Regardless of how good Modric is, in the current set-up he would be confined to the same spacial limitations which is prohibiting Chelsea at present.
So I've come up with five alternative transfers Chelsea could explore:
Marko Marin (Werder Bremen, approximate fee: ?15m)
The little German flyer would be ideal and available. Quick and direct, Marin commits defenders and causes endless problems for full-backs as Vedran Corluka will testify to after Spurs' Champions League meeting with Werder last season.
Aaron Lennon (Tottenham Hotspur, ?20m)
Potentially more saleable from Spurs and arguably the type of player Chelsea need more than another central midfielder. Lennon's roadrunner style would enable the Blues to turn defences and even if his output isn't all it should be, his presence immediately alters the mindset of defences and put teams on the back foot.

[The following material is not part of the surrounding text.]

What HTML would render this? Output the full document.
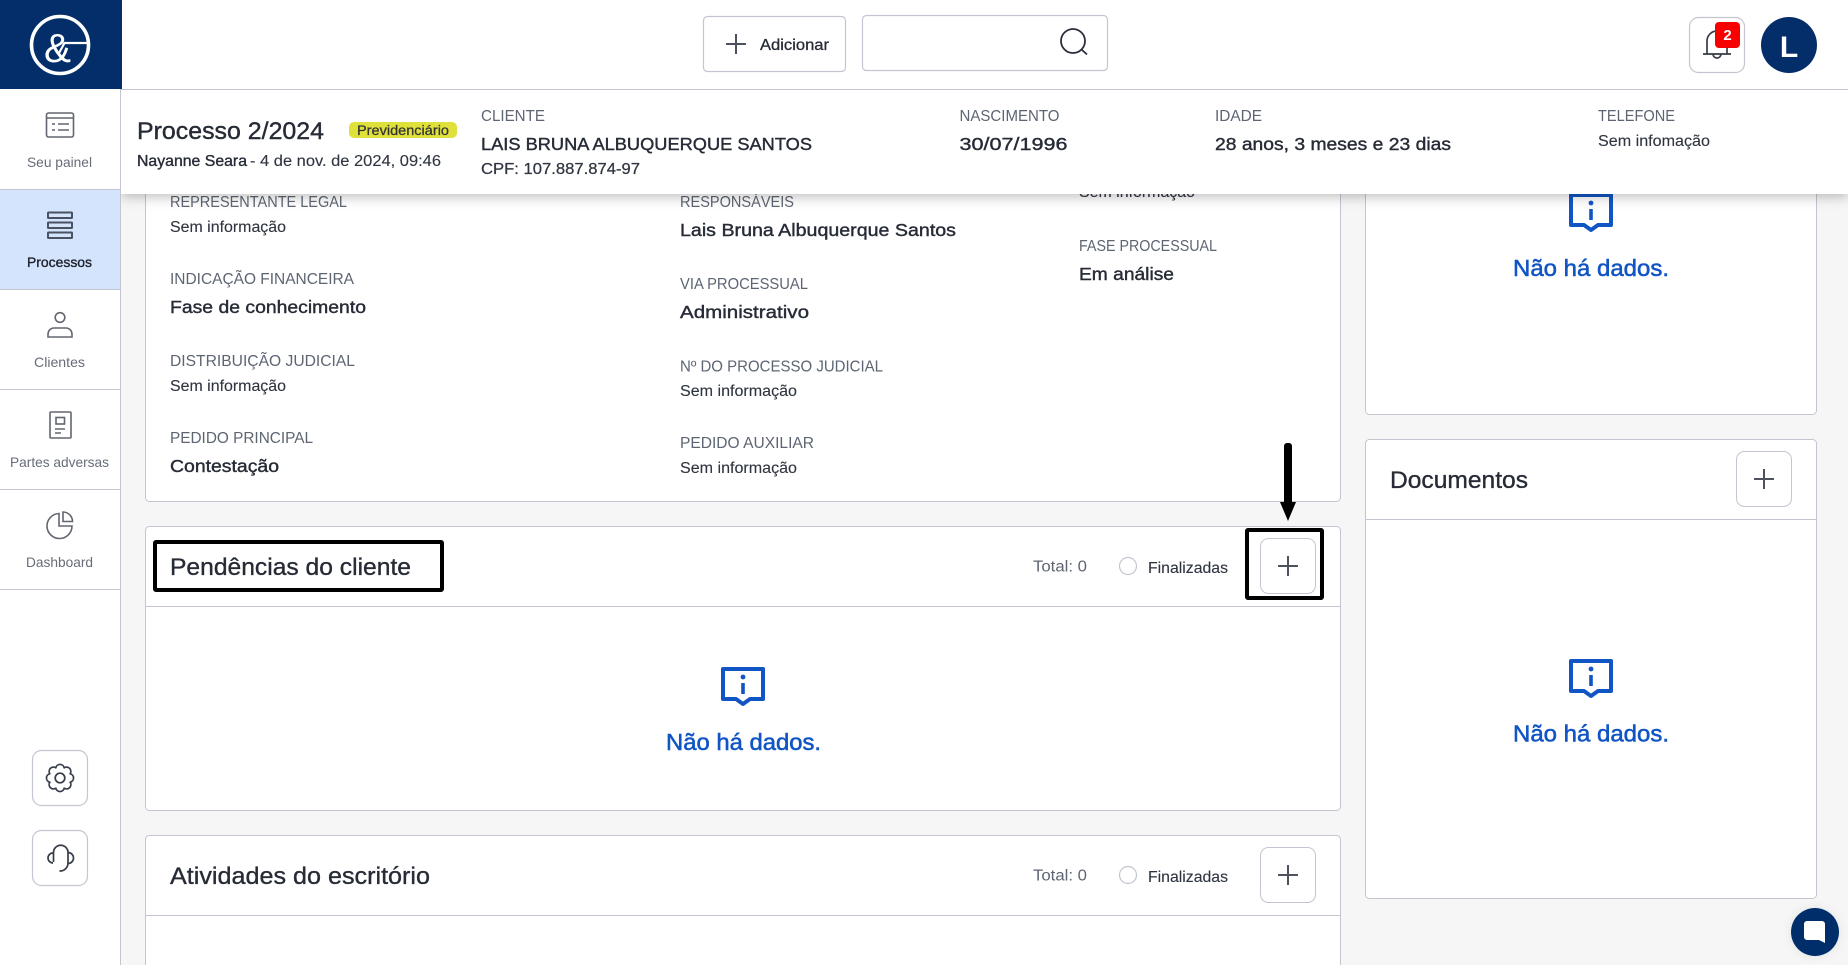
<!DOCTYPE html>
<html lang="pt-BR">
<head>
<meta charset="utf-8">
<title>Processo 2/2024</title>
<style>
html,body{margin:0;padding:0;width:1848px;height:965px;overflow:hidden;background:#f6f6f6}
svg{display:block;width:1848px;height:965px;overflow:hidden}
text{font-family:"Liberation Sans",sans-serif;white-space:pre}
.l{font-size:15.5px;fill:#5d6573;transform:translateY(-.8px)}
.b{font-size:15.5px;fill:#2f3540;stroke:#2f3540;stroke-width:.12}
.v{font-size:17.5px;fill:#262b36;stroke:#262b36;stroke-width:.4}
.h{font-size:24px;fill:#262b36;stroke:#262b36;stroke-width:.35}
.n{font-size:14px;fill:#666c78}
.e{font-size:23.5px;fill:#1155c4;stroke:#1155c4;stroke-width:.55}
.card{fill:#fff;stroke:#c3c6d0;stroke-width:1}
.line{stroke:#c3c6d0;stroke-width:1}
.ic{fill:none;stroke:#62666f;stroke-width:1.6}
.ib{fill:none;stroke:#363c48;stroke-width:1.7}
.pl{stroke:#4d525c;stroke-width:2}
.anno{fill:none;stroke:#000;stroke-width:4}
</style>
</head>
<body>
<svg width="1848" height="965" viewBox="0 0 1848 965" xmlns="http://www.w3.org/2000/svg">
<defs>
<filter id="sh" x="-2%" y="-20%" width="104%" height="160%"><feDropShadow dx="0" dy="3" stdDeviation="6" flood-color="#000" flood-opacity=".25"/></filter>
<filter id="sh2" x="-30%" y="-30%" width="160%" height="160%"><feDropShadow dx="0" dy="0" stdDeviation="5" flood-color="#000" flood-opacity=".08"/></filter>
</defs>

<rect width="1848" height="965" fill="#f6f6f6"/>

<!-- Card 1 -->
<rect class="card" x="145.5" y="120.5" width="1195" height="381" rx="4"/>
<text class="b" x="1079" y="197" textLength="116" lengthAdjust="spacingAndGlyphs">Sem informação</text>
<text class="l" x="170" y="208" textLength="177" lengthAdjust="spacingAndGlyphs">REPRESENTANTE LEGAL</text>
<text class="b" x="170" y="232" textLength="116" lengthAdjust="spacingAndGlyphs">Sem informação</text>
<text class="l" x="170" y="285" textLength="184" lengthAdjust="spacingAndGlyphs">INDICAÇÃO FINANCEIRA</text>
<text class="v" x="170" y="313" textLength="196" lengthAdjust="spacingAndGlyphs">Fase de conhecimento</text>
<text class="l" x="170" y="367" textLength="185" lengthAdjust="spacingAndGlyphs">DISTRIBUIÇÃO JUDICIAL</text>
<text class="b" x="170" y="391" textLength="116" lengthAdjust="spacingAndGlyphs">Sem informação</text>
<text class="l" x="170" y="444" textLength="143" lengthAdjust="spacingAndGlyphs">PEDIDO PRINCIPAL</text>
<text class="v" x="170" y="472" textLength="109" lengthAdjust="spacingAndGlyphs">Contestação</text>

<text class="l" x="680" y="208" textLength="114" lengthAdjust="spacingAndGlyphs">RESPONSÁVEIS</text>
<text class="v" x="680" y="236" textLength="276" lengthAdjust="spacingAndGlyphs">Lais Bruna Albuquerque Santos</text>
<text class="l" x="680" y="290" textLength="128" lengthAdjust="spacingAndGlyphs">VIA PROCESSUAL</text>
<text class="v" x="680" y="318" textLength="129" lengthAdjust="spacingAndGlyphs">Administrativo</text>
<text class="l" x="680" y="372.500" textLength="203" lengthAdjust="spacingAndGlyphs">Nº DO PROCESSO JUDICIAL</text>
<text class="b" x="680" y="396" textLength="117" lengthAdjust="spacingAndGlyphs">Sem informação</text>
<text class="l" x="680" y="449" textLength="134" lengthAdjust="spacingAndGlyphs">PEDIDO AUXILIAR</text>
<text class="b" x="680" y="473" textLength="117" lengthAdjust="spacingAndGlyphs">Sem informação</text>

<text class="l" x="1079" y="252" textLength="138" lengthAdjust="spacingAndGlyphs">FASE PROCESSUAL</text>
<text class="v" x="1079" y="280" textLength="95" lengthAdjust="spacingAndGlyphs">Em análise</text>

<!-- Pendências -->
<rect class="card" x="145.5" y="526.5" width="1195" height="284" rx="4"/>
<line class="line" x1="146" y1="606.500" x2="1340" y2="606.500"/>
<text class="h" x="170" y="575" textLength="241" lengthAdjust="spacingAndGlyphs">Pendências do cliente</text>
<text class="l" x="1033" y="572.500" textLength="54" lengthAdjust="spacingAndGlyphs">Total: 0</text>
<circle cx="1128" cy="566" r="8.5" fill="#fff" stroke="#c3c6d0" stroke-width="1.2"/>
<text class="b" x="1148" y="573" textLength="80" lengthAdjust="spacingAndGlyphs">Finalizadas</text>
<rect x="1260.5" y="538.5" width="55" height="55" rx="8" fill="#fff" stroke="#c3c6d0"/>
<path class="pl" d="M1288 556v20M1278 566h20"/>

<path d="M723 669H763V699H750L743 704L736 699H723Z" fill="none" stroke="#1155c4" stroke-width="4" stroke-linejoin="round"/>
<circle cx="743" cy="677" r="2.4" fill="#1155c4"/>
<line x1="743" y1="683" x2="743" y2="694" stroke="#1155c4" stroke-width="3.6"/>
<text class="e" x="666" y="750" textLength="155" lengthAdjust="spacingAndGlyphs">Não há dados.</text>

<!-- Atividades (runs off the bottom of the frame, so no bottom edge is drawn) -->
<path class="card" d="M145.500 965V839.500A4 4 0 0 1 149.500 835.500H1336.500A4 4 0 0 1 1340.500 839.500V965"/>
<line class="line" x1="146" y1="915.500" x2="1340" y2="915.500"/>
<text class="h" x="170" y="884" textLength="260" lengthAdjust="spacingAndGlyphs">Atividades do escritório</text>
<text class="l" x="1033" y="881.500" textLength="54" lengthAdjust="spacingAndGlyphs">Total: 0</text>
<circle cx="1128" cy="875" r="8.5" fill="#fff" stroke="#c3c6d0" stroke-width="1.2"/>
<text class="b" x="1148" y="882" textLength="80" lengthAdjust="spacingAndGlyphs">Finalizadas</text>
<rect x="1260.5" y="847.5" width="55" height="55" rx="8" fill="#fff" stroke="#c3c6d0"/>
<path class="pl" d="M1288 865v20M1278 875h20"/>

<!-- Right column -->
<rect class="card" x="1365.5" y="120.5" width="451" height="294" rx="4"/>
<path d="M1571 195H1611V225H1598L1591 230L1584 225H1571Z" fill="none" stroke="#1155c4" stroke-width="4" stroke-linejoin="round"/>
<circle cx="1591" cy="203" r="2.4" fill="#1155c4"/>
<line x1="1591" y1="209" x2="1591" y2="220" stroke="#1155c4" stroke-width="3.6"/>
<text class="e" x="1513" y="276" textLength="156" lengthAdjust="spacingAndGlyphs">Não há dados.</text>

<rect class="card" x="1365.5" y="439.5" width="451" height="459" rx="4"/>
<line class="line" x1="1366" y1="519.500" x2="1816" y2="519.500"/>
<text class="h" x="1390" y="488" textLength="138" lengthAdjust="spacingAndGlyphs">Documentos</text>
<rect x="1736.5" y="451.5" width="55" height="55" rx="8" fill="#fff" stroke="#c3c6d0"/>
<path class="pl" d="M1764 469v20M1754 479h20"/>
<path d="M1571 661H1611V691H1598L1591 696L1584 691H1571Z" fill="none" stroke="#1155c4" stroke-width="4" stroke-linejoin="round"/>
<circle cx="1591" cy="669" r="2.4" fill="#1155c4"/>
<line x1="1591" y1="675" x2="1591" y2="686" stroke="#1155c4" stroke-width="3.6"/>
<text class="e" x="1513" y="741.500" textLength="156" lengthAdjust="spacingAndGlyphs">Não há dados.</text>

<!-- Annotations -->
<rect class="anno" x="155" y="542" width="287" height="48" rx="1"/>
<rect class="anno" x="1247" y="530" width="75" height="68" rx="1"/>
<rect x="1284" y="443" width="8" height="62" rx="3" fill="#000"/>
<path d="M1280 502H1296L1288 521Z" fill="#000"/>

<!-- Chat -->
<circle cx="1815" cy="932" r="24" fill="#032e6a" filter="url(#sh2)"/>
<path d="M1807 921H1822A3 3 0 0 1 1825 924V943L1819 940H1807A3 3 0 0 1 1804 937V924A3 3 0 0 1 1807 921Z" fill="#fff"/>

<!-- Process header -->
<rect x="121" y="90" width="1727" height="104" fill="#fff" filter="url(#sh)"/>
<text x="137" y="139" font-size="24" fill="#262b36" stroke="#262b36" stroke-width=".4" textLength="187" lengthAdjust="spacingAndGlyphs">Processo 2/2024</text>
<rect x="349" y="122" width="108" height="16" rx="5" fill="#dfe03a"/>
<text x="357" y="135" font-size="13.5" fill="#333" stroke="#333" stroke-width=".25" textLength="92" lengthAdjust="spacingAndGlyphs">Previdenciário</text>
<text x="137" y="166" font-size="15.5" fill="#262b36" stroke="#262b36" stroke-width=".35" textLength="110" lengthAdjust="spacingAndGlyphs">Nayanne Seara</text>
<text class="b" x="250" y="166" textLength="191" lengthAdjust="spacingAndGlyphs">- 4 de nov. de 2024, 09:46</text>

<text class="l" x="481" y="122" textLength="64" lengthAdjust="spacingAndGlyphs">CLIENTE</text>
<text class="v" x="481" y="150" textLength="331" lengthAdjust="spacingAndGlyphs">LAIS BRUNA ALBUQUERQUE SANTOS</text>
<text x="481" y="174" font-size="15.5" fill="#2f3540" stroke="#2f3540" stroke-width=".25" textLength="159" lengthAdjust="spacingAndGlyphs">CPF: 107.887.874-97</text>

<text class="l" x="959.500" y="122" textLength="100" lengthAdjust="spacingAndGlyphs">NASCIMENTO</text>
<text class="v" x="959.500" y="150" textLength="108" lengthAdjust="spacingAndGlyphs">30/07/1996</text>
<text class="l" x="1215" y="122" textLength="47" lengthAdjust="spacingAndGlyphs">IDADE</text>
<text class="v" x="1215" y="150" textLength="236" lengthAdjust="spacingAndGlyphs">28 anos, 3 meses e 23 dias</text>
<text class="l" x="1598" y="122" textLength="77" lengthAdjust="spacingAndGlyphs">TELEFONE</text>
<text class="b" x="1598" y="146" textLength="112" lengthAdjust="spacingAndGlyphs">Sem infomação</text>

<!-- Top bar -->
<rect x="121" y="0" width="1727" height="89" fill="#fff"/>
<line class="line" x1="121" y1="89.500" x2="1848" y2="89.500"/>
<rect x="703.500" y="16.500" width="142" height="55" rx="4" fill="#fff" stroke="#c3c6d0" stroke-width="1.200"/>
<path d="M736 34v20M726 44h20" stroke="#4d525c" stroke-width="2"/>
<text x="760" y="50" font-size="15.5" fill="#262b36" stroke="#262b36" stroke-width=".3" textLength="69" lengthAdjust="spacingAndGlyphs">Adicionar</text>
<rect x="862.500" y="15.500" width="245" height="55" rx="4" fill="#fff" stroke="#c3c6d0" stroke-width="1.200"/>
<circle cx="1073" cy="41" r="12" fill="none" stroke="#2a2f3a" stroke-width="1.800"/>
<line x1="1081" y1="49" x2="1087" y2="54.500" stroke="#2a2f3a" stroke-width="1.800"/>

<rect x="1689.500" y="17.500" width="55" height="55" rx="9" fill="#fff" stroke="#c3c6d0" stroke-width="1.200"/>
<path class="ib" d="M1707 54V41A10 10 0 0 1 1727 41V54M1703 54H1731M1713 54A4 4 0 0 0 1721 54"/>
<rect x="1715" y="22" width="25" height="26" rx="4" fill="#f80000"/>
<text x="1727.500" y="40" font-size="15" font-weight="700" fill="#fff" text-anchor="middle">2</text>
<circle cx="1789" cy="45" r="28" fill="#032e6a"/>
<text x="1789" y="57" font-size="30" font-weight="700" fill="#fff" text-anchor="middle">L</text>

<!-- Sidebar -->
<rect x="0" y="0" width="120" height="965" fill="#fff"/>
<line class="line" x1="120.500" y1="89" x2="120.500" y2="965"/>
<rect x="0" y="0" width="122" height="89" fill="#032e6a"/>
<circle cx="60" cy="45" r="28.500" fill="none" stroke="#fff" stroke-width="3.600"/>
<text x="44" y="62" font-size="41" fill="#fff" textLength="27" lengthAdjust="spacingAndGlyphs">&amp;</text>
<path d="M58.500 54L64.500 43H89" fill="none" stroke="#fff" stroke-width="2.200"/>

<rect x="0" y="190" width="120" height="99" fill="#d5e4fd"/>
<g class="line"><line x1="0" y1="189.500" x2="120" y2="189.500"/><line x1="0" y1="289.500" x2="120" y2="289.500"/><line x1="0" y1="389.500" x2="120" y2="389.500"/><line x1="0" y1="489.500" x2="120" y2="489.500"/><line x1="0" y1="589.500" x2="120" y2="589.500"/></g>

<rect class="ic" x="46.500" y="113" width="27" height="24" rx="2"/>
<path class="ic" d="M46.500 118H73.500M52 124H55M58 124H69M52 130H55M58 130H69"/>
<text class="n" x="27" y="167" textLength="65" lengthAdjust="spacingAndGlyphs">Seu painel</text>

<g fill="none" stroke="#4a5160" stroke-width="2"><rect x="48" y="212.500" width="24" height="5.500" rx=".5"/><rect x="48" y="222.500" width="24" height="5.500" rx=".5"/><rect x="48" y="232.500" width="24" height="5.500" rx=".5"/></g>
<text x="27" y="267" font-size="14" fill="#1c2029" stroke="#1c2029" stroke-width=".35" textLength="65" lengthAdjust="spacingAndGlyphs">Processos</text>

<circle class="ic" cx="60" cy="317.500" r="4.800"/>
<path class="ic" d="M48 337V334A6 6 0 0 1 54 328H66A6 6 0 0 1 72 334V337Z"/>
<text class="n" x="34" y="367" textLength="51" lengthAdjust="spacingAndGlyphs">Clientes</text>

<rect class="ic" x="50" y="412" width="21" height="26" rx="1"/>
<rect class="ic" x="56" y="417.500" width="8.500" height="6.500"/>
<path class="ic" d="M55 429H65M55 433H61"/>
<text class="n" x="10" y="467" textLength="99" lengthAdjust="spacingAndGlyphs">Partes adversas</text>

<path class="ic" d="M59 513.500A12.500 12.500 0 1 0 72 526H59Z"/>
<path class="ic" d="M63 512A9.500 9.500 0 0 1 72.500 521.500H63Z"/>
<text class="n" x="26" y="567" textLength="67" lengthAdjust="spacingAndGlyphs">Dashboard</text>

<rect x="32.500" y="750.500" width="55" height="55" rx="9" fill="#fff" stroke="#c3c6d0" stroke-width="1.200"/>
<circle class="ib" cx="60" cy="778" r="4.800"/>
<path class="ib" stroke-linejoin="round" d="M70.160 782.200A4.300 4.300 0 0 1 64.200 788.160A4.300 4.300 0 0 1 55.800 788.160A4.300 4.300 0 0 1 49.840 782.200A4.300 4.300 0 0 1 49.840 773.800A4.300 4.300 0 0 1 55.800 767.840A4.300 4.300 0 0 1 64.200 767.840A4.300 4.300 0 0 1 70.160 773.800A4.300 4.300 0 0 1 70.160 782.200Z"/>

<rect x="32.500" y="830.500" width="55" height="55" rx="9" fill="#fff" stroke="#c3c6d0" stroke-width="1.200"/>
<path class="ib" d="M53.500 862V852.500A7.250 7.250 0 0 1 68 852.500V863A8 8 0 0 1 59.500 871M53 853A5 5 0 0 0 53 863M68 852.500A5.500 5.500 0 0 1 68 863.500"/>
</svg>
</body>
</html>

Milos Krasic (Juventus, ?25m)
Not a prolific scorer, Krasic is a touchline winger or orthodox right-midfielder whose pace and guile creates ample opportunities for others. The Serbian only arrived at the Olimpico at the start of last season but was one of the only positive aspects of another dire season for the Bianconeri. A seventh-placed finish means no European football this year and the financially stable footing the Turin giants once held is starting to slip.
Pedro (Barcelona, ?25m)
The arrivals of Alexis Sanchez and Cesc Fabregas at the Camp Nou may mean Pedro will have his first-team opportunities restricted this term and Barca could be willing to recoup some of their summer splurge. The Spanish international offers the sort of intuitive trickery currently missing from Chelsea's current batch of wide forwards and combines this with a prolific goal-scoring record.
Juan Mata (Valencia, ?20m)
Only Arsene Wenger would be reticent to pay ?20m for one of the most talented young attacking midfielders in the world, with an eye for goal and a repertoire of tricks and flicks to mesmerise most defenders. Mata notched up a catalogue of assists in La Liga last year, and could be the perfect foil to extract the best out of his la Roja amigo Fernando Torres.